Practice does not lead to changes in movement trajectories in Fitts' Law tasks

Abstract

According to the prevailing theory to explain Fitts's Law (Meyer et al., 1988), performers need to optimize the speed of the primary submovement so that secondary submovements are not required on a large proportion of the trials. Abrams and Pratt (1993; Pratt & Abrams, 1966) show that in a Fitts task of moderate difficulty that over practice performers lengthen the duration of the primary submovement and decrease the duration of the secondary submovement. In the presently reported study the role of submovements and practice was re-examined.

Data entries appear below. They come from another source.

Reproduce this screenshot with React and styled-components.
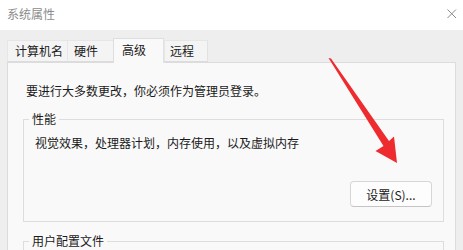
import React from "react";
import styled, { createGlobalStyle } from "styled-components";

const Global = createGlobalStyle`
  html, body { margin: 0; padding: 0; background: #eeeeee; }
  body { font-family: "Noto Sans CJK SC", "Noto Sans", sans-serif; font-size: 12px; color: #1a1a1a; }
`;

const Window = styled.div`
  position: relative;
  width: 463px;
  height: 250px;
  overflow: hidden;
  background: #eeeeee;
  display: flex;
  flex-direction: column;
`;

const TitleBar = styled.div`
  height: 30px;
  flex: none;
  background: #ffffff;
  display: flex;
  align-items: center;
  justify-content: space-between;
  padding: 0 5px 2px 7px;
  box-sizing: border-box;
`;

const Title = styled.span`
  font-size: 12px;
  line-height: 14px;
  color: #8c8c8c;
`;

const Body = styled.div`
  flex: 1;
  display: flex;
  flex-direction: column;
  padding: 8px 7px 0 7px;
  min-height: 0;
`;

const TabList = styled.div`
  display: flex;
  align-items: flex-end;
  height: 24px;
  flex: none;
  position: relative;
  z-index: 1;
`;

const Tab = styled.div`
  box-sizing: border-box;
  width: ${(p) => p.$w}px;
  padding-left: ${(p) => p.$pl}px;
  height: ${(p) => (p.$active ? 25 : 22)}px;
  margin-bottom: ${(p) => (p.$active ? -1 : 0)}px;
  padding-bottom: ${(p) => (p.$active ? 3 : 0)}px;
  display: flex;
  align-items: center;
  font-size: 12px;
  line-height: 14px;
  color: #1a1a1a;
  background: ${(p) => (p.$active ? "#f9f9f9" : "#f4f4f4")};
  border: 1px solid ${(p) => (p.$active ? "#dedede" : "#e6e6e6")};
  border-bottom: ${(p) => (p.$active ? "none" : "1px solid #dcdcdc")};
  border-right: ${(p) => (p.$last || p.$active ? "1px solid #e2e2e2" : "none")};
`;

const Panel = styled.div`
  flex: 1;
  background: #f9f9f9;
  border: 1px solid #dcdcdc;
  border-bottom: none;
  padding: 19px 11px 0 15px;
`;

const Intro = styled.div`
  margin-left: 3px;
  line-height: 17px;
  font-size: 12px;
`;

const Group = styled.fieldset`
  margin: ${(p) => p.$mt}px 0 0 0;
  padding: 0;
  border: 1px solid #dddddd;
  min-width: 0;
`;

const Legend = styled.legend`
  margin-left: 5px;
  padding: 0 3px;
  font-size: 12px;
  line-height: 14px;
  color: #1a1a1a;
`;

const GroupBody = styled.div`
  padding: 8px 11px 14px 11px;
  display: flex;
  flex-direction: column;
`;

const GroupText = styled.div`
  line-height: 17px;
`;

const ButtonRow = styled.div`
  margin-top: 30px;
  display: flex;
  justify-content: flex-end;
`;

const Button = styled.button`
  width: 82px;
  height: 26px;
  box-sizing: border-box;
  background: #fdfdfd;
  border: 1px solid #d6d6d6;
  border-bottom-color: #c4c4c4;
  border-radius: 4px;
  font-family: inherit;
  font-size: 12px;
  color: #1a1a1a;
  padding: 0;
`;

const Overlay = styled.svg`
  position: absolute;
  left: 0;
  top: 0;
  pointer-events: none;
  z-index: 5;
`;

export default function App() {
  return (
    <>
      <Global />
      <Window>
        <TitleBar>
          <Title>系统属性</Title>
          <svg width="12" height="12" viewBox="0 0 12 12">
            <path d="M1.5 1.5 L10 10 M10 1.5 L1.5 10" stroke="#8a8a8a" strokeWidth="1" fill="none" />
          </svg>
        </TitleBar>
        <Body>
          <TabList>
            <Tab $w={60} $pl={7}>计算机名</Tab>
            <Tab $w={46} $pl={6}>硬件</Tab>
            <Tab $w={51} $pl={8} $active>高级</Tab>
            <Tab $w={44} $pl={5} $last>远程</Tab>
          </TabList>
          <Panel>
            <Intro>要进行大多数更改，你必须作为管理员登录。</Intro>
            <Group $mt={13}>
              <Legend>性能</Legend>
              <GroupBody>
                <GroupText>视觉效果，处理器计划，内存使用，以及虚拟内存</GroupText>
                <ButtonRow>
                  <Button>设置(S)...</Button>
                </ButtonRow>
              </GroupBody>
            </Group>
            <Group $mt={12}>
              <Legend>用户配置文件</Legend>
              <GroupBody />
            </Group>
          </Panel>
        </Body>
        <Overlay width="463" height="250" viewBox="0 0 463 250">
          <polygon
            points="328.5,58 331,58.5 389,141 394,136.5 397,163 375.5,151 383.5,146"
            fill="#ee2b2e"
          />
        </Overlay>
      </Window>
    </>
  );
}
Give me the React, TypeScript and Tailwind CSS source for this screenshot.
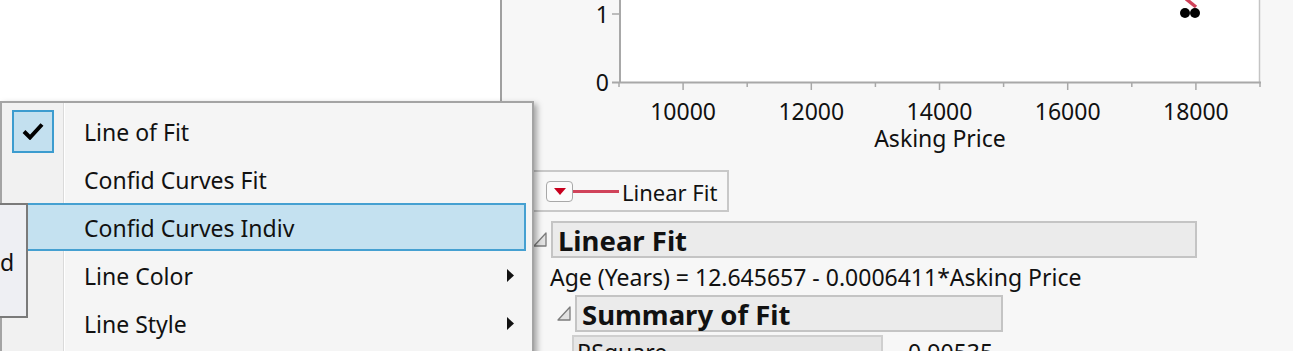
import React from "react"

const font = { fontFamily: '"Noto Sans", "Open Sans", sans-serif' }

// x position for a price value on the plot
const px = (v: number) => 619 + ((v - 9000) / 1000) * 64.1

function Plot() {
  const ticks = [9000, 10000, 11000, 12000, 13000, 14000, 15000, 16000, 17000, 18000, 19000]
  const labels = [10000, 12000, 14000, 16000, 18000]
  return (
    <svg width={791} height={160} viewBox="502 0 791 160" className="block shrink-0" fontFamily='"Noto Sans", sans-serif'>
      <rect x={621} y={0} width={638} height={82} fill="#ffffff" />
      <line x1={620} y1={0} x2={620} y2={83} stroke="#a8a8a8" strokeWidth={2} />
      <line x1={1259.5} y1={0} x2={1259.5} y2={83} stroke="#c4c4c4" strokeWidth={1.5} />
      <line x1={612} y1={82.5} x2={1261} y2={82.5} stroke="#a8a8a8" strokeWidth={2} />
      <line x1={612} y1={14} x2={620} y2={14} stroke="#a8a8a8" strokeWidth={1.5} />
      {ticks.map((t) => (
        <line key={t} x1={px(t)} y1={83} x2={px(t)} y2={t % 2000 === 0 ? 90 : 87} stroke="#a8a8a8" strokeWidth={1.5} />
      ))}
      <text x={609} y={23} fontSize={23} textAnchor="end" fill="#111">1</text>
      <text x={609} y={91} fontSize={23} textAnchor="end" fill="#111">0</text>
      {labels.map((l) => (
        <text key={l} x={px(l)} y={120} fontSize={23} textAnchor="middle" fill="#111">
          {l}
        </text>
      ))}
      <text x={940} y={147} fontSize={23} textAnchor="middle" fill="#111">Asking Price</text>
      <line x1={1186} y1={-1} x2={1196} y2={7} stroke="#d0435a" strokeWidth={3.5} />
      <circle cx={1185} cy={13} r={5} fill="#000" />
      <circle cx={1195} cy={13} r={5} fill="#000" />
    </svg>
  )
}

function Disclosure() {
  return (
    <svg width={14} height={15} viewBox="0 0 14 15" className="shrink-0">
      <polygon points="1,14 13,14 13,1" fill="#e2e2e2" stroke="#7c7c7c" strokeWidth={1.3} strokeLinejoin="round" />
    </svg>
  )
}

function SubArrow() {
  return (
    <svg width={7} height={13} viewBox="0 0 7 13" className="shrink-0">
      <polygon points="0,0 7,6.5 0,13" fill="#111" />
    </svg>
  )
}

function MenuRow({ label, checked, active, sub }: { label: string; checked?: boolean; active?: boolean; sub?: boolean }) {
  return (
    <div
      className={
        active
          ? "mr-[6px] flex h-[48px] items-center border-2 border-[#45a0d1] bg-[#c4e1f0] pr-[12px]"
          : "flex h-[48px] items-center pr-[18px]"
      }
    >
      <div className={active ? "flex w-[80px] shrink-0 items-center" : "flex w-[82px] shrink-0 items-center"}>
        {checked && (
          <div className="ml-[10px] flex h-[43px] w-[42px] items-center justify-center border-2 border-[#3c9ccf] bg-[#c3e0ef]">
            <svg width={22} height={18} viewBox="0 0 22 18">
              <path d="M2 9.5 L8 15.5 L20 2.5" fill="none" stroke="#000" strokeWidth={4} strokeLinejoin="miter" />
            </svg>
          </div>
        )}
      </div>
      <span className="flex-1 pt-[3px] text-[23px] leading-none text-[#111]">{label}</span>
      {sub && <SubArrow />}
    </div>
  )
}

export default function App() {
  return (
    <div className="relative flex h-[351px] w-[1293px] overflow-hidden bg-white" style={font}>
      {/* blank left area */}
      <div className="w-[500px] shrink-0" />

      {/* report window */}
      <div className="flex flex-1 flex-col border-l-2 border-[#a0a0a0] bg-[#f7f7f7]">
        <Plot />

        {/* legend */}
        <div className="mt-[10px] ml-[26px] flex h-[42px] w-[201px] shrink-0 items-center border-2 border-[#c8c8c8] pl-[16px]">
          <div className="flex h-[21px] w-[27px] items-center justify-center rounded-[4px] border border-[#a8a8a8] bg-[#fbfbfb]">
            <svg width={12} height={7} viewBox="0 0 12 7">
              <polygon points="0,0 12,0 6,7" fill="#c8001e" />
            </svg>
          </div>
          <div className="h-[3px] w-[46px] bg-[#d0435a]" />
          <span className="ml-[3px] pt-[2px] text-[22px] leading-none text-[#111]">Linear Fit</span>
        </div>

        {/* Linear Fit header */}
        <div className="mt-[9px] ml-[31px] flex shrink-0 items-center gap-[4px]">
          <Disclosure />
          <div className="flex h-[37px] w-[646px] items-center border-2 border-[#c4c4c4] bg-[#ebebeb] pl-[5px]">
            <span className="pt-[3px] text-[27.5px] font-bold leading-none text-[#111]">Linear Fit</span>
          </div>
        </div>

        <div className="ml-[48px] flex h-[37px] shrink-0 items-center pt-[2px] text-[23px] leading-none text-[#111]">
          Age (Years) = 12.645657 - 0.0006411*Asking Price
        </div>

        {/* Summary of Fit header */}
        <div className="ml-[55px] flex shrink-0 items-center gap-[4px]">
          <Disclosure />
          <div className="flex h-[37px] w-[428px] items-center border-2 border-[#c4c4c4] bg-[#ebebeb] pl-[5px]">
            <span className="pt-[3px] text-[27.5px] font-bold leading-none text-[#111]">Summary of Fit</span>
          </div>
        </div>

        <div className="mt-[3px] ml-[70px] flex shrink-0 items-center">
          <div className="flex h-[34px] w-[311px] shrink-0 items-center border-2 border-[#cfcfcf] bg-[#e6e6e6] pl-[3px] text-[23px] text-[#111]">
            RSquare
          </div>
          <span className="ml-[25px] text-[23px] text-[#111]">0.90535</span>
        </div>
      </div>

      {/* popup menu */}
      <div className="absolute top-[101px] left-0 h-[262px] w-[534px] border-2 border-[#a4a4a4] bg-[linear-gradient(to_right,#f1f1f1_0px,#f1f1f1_61px,#dadada_61px,#dadada_62px,#ffffff_62px,#ffffff_63px,#f5f5f5_63px)] pt-[4px] shadow-[3px_3px_6px_rgba(0,0,0,0.35)]">
        <MenuRow label="Line of Fit" checked />
        <MenuRow label="Confid Curves Fit" />
        <MenuRow label="Confid Curves Indiv" active />
        <MenuRow label="Line Color" sub />
        <MenuRow label="Line Style" sub />
      </div>

      {/* partially hidden submenu behind */}
      <div className="absolute top-[203px] left-0 flex h-[115px] w-[28px] items-center overflow-hidden border-2 border-l-0 border-[#7a7a7a] bg-[#eeeff3] pt-[4px] text-[23px] text-[#111]">
        d
      </div>
    </div>
  )
}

There were two Fitts tasks, a low ID and a high ID task which were practice over 150 trials each. Instead of using what is termed an indirect movement task (controlling a joystick to move a computer cursor) participants moved a hand-held stylus from a home position to acquire a target of width, W, and D units of distance. Utilization of submovements was assessed by noting the number of times that acceleration changed sign and by computing normalized mean squared jerk. There were no effects of practice on the low or high ID Fitts task. We interpreted this finding by theorizing that in the performance of direct visual-motor tasks by adults, that the optimized sub-movement strategy has already been learned because the mapping of hand motion to visual changes are highly compatible. In indirect Fitts tasks this mapping has to be learned so that performers learn to minimize secondary submovements as a consequence of learning a visual-motor mapping.